Steve Collins: Small Fire

December 2001
A weekly work of the people
Previous Small Fires



Comment on this column WHAT DO YOU leave in when everything else gets left out?

One of the big questions facing any creative worship group is, "how often?" Is a monthly act of worship enough, or do we need to do something weekly for the sake of community?

Much depends on where the emphasis of your group lies. If you want to demonstrate artistic excellence or endless creativity, then a once-a-month spectacular will be more manageable. If modelling Christian community is important, you will want to worship together more often.

In practice, groups that start in one place move towards the other. A group that starts out as an occasional experiment with worship style moves towards community through spending time together and developing a theology. A group that starts out as a community develops distinctive worship that demands increasing creativity and resources, and draws outsiders.

But one thing seems certain, no group can manage full-blown spectacular reinvention of worship every week. So the pattern is invariably one big service and three less ambitious ones per month – maybe one will be a social evening down the pub under the excuse of building community!



Still "SPECTACULARS" ARE difficult for two reasons. One is the time and effort required to set up a special environment. Maybe if the basics could be left in place, big things could happen more often, but for most groups that's a future dream. So the weekly worship has to have a simple setup.

"Still" by The Mass at St John's, Long Eaton (pictured) is a good example – a music box, some candles and two slide projectors on the balcony. Enough to transform the space, psychologically as much as aesthetically. Music and lighting alone can go a long way.

The other problem is the pressure to create substantially new content for each major service, including everything from details of stations to overarching shape. Even doing this once a month is tough. Most groups have to rehash old ideas and borrow from other groups from time to time to get them through. An unsought side-effect is that good ideas get stronger, become traditions almost, through being passed back and forth, restaged and adapted.
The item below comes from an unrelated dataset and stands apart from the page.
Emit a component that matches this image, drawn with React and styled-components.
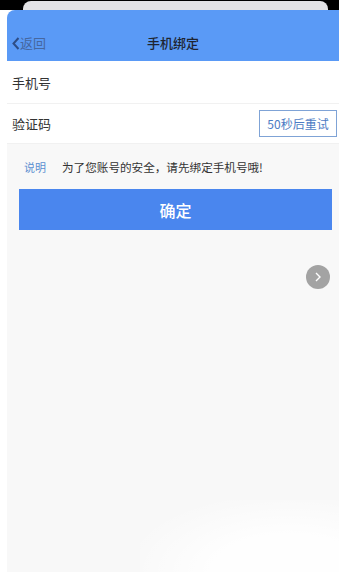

But a weekly service needs a repeatable pattern, simple but satisfying, that needs little forethought and burdens no one much. "Still" reduces this to simple written instructions – the church is a prayer space. You are to be silent in it. Other than that, use the space as you wish, without disturbing others.



WE USUALLY USE the word "liturgy" to mean a fixed form of words, but as Resonance have demonstrated [Small Fire July 2001] it can mean any repeatable structure. Liturgy originally means "work of the people", and when we take the two meanings together we get the idea of liturgy as a stable expression of identity.

In other words, the reason why this particular form can be repeated service after service is that it is a genuine "work of these people" – it is a real expression of who the people are and how they relate to each other and God, underneath any extras that they might add from time to time.

So developing a good liturgy requires a stable group of people to have an identity. Too few makers and it risks shallowness – one or two people's inevitably limited vision imposed on others. The development of a liturgy signals the transition from an experiment to a community. But what of those groups whose stable core is committed to continuous experimentation? Back to that wide definition of liturgy – deep structure rather than surface content.

For some groups, continuity lies not in content (specific words, images or actions), but in style, technique, sensibility. That's style not in the sense of applied aesthetics but as an innate aesthetic resulting from consistent underlying concerns. Look and feel can be as expressive of theological/cultural positioning as overt content – and is equally the result of choices and values.

This is why the look and feel of church services can undermine their overt content – love versus a hard pew – and why updating liturgical surfaces is not enough.

So what is your group's real liturgy – its recurring, meaningful features? A particular choice of words, or images, or movements? Or something harder to define but recognisable to anyone walking in the door? What makes your worship feel different from other people's? What does it communicate about your knowledge of God, this feel, this scent or turn of phrase? You are incarnating something to the world. They are reading off God from what you do and are.

And coming back to the "once a week" situation, what are the things you really have to do to create that "work of the people" each time? A service like "Still" can be minimal because its creators know just what to leave in, when everything else is left out, for their people to meet God. What could be left out, and what has to be left in for you to meet God?

You might be surprised by the result. It may not seem anything like church, but it is.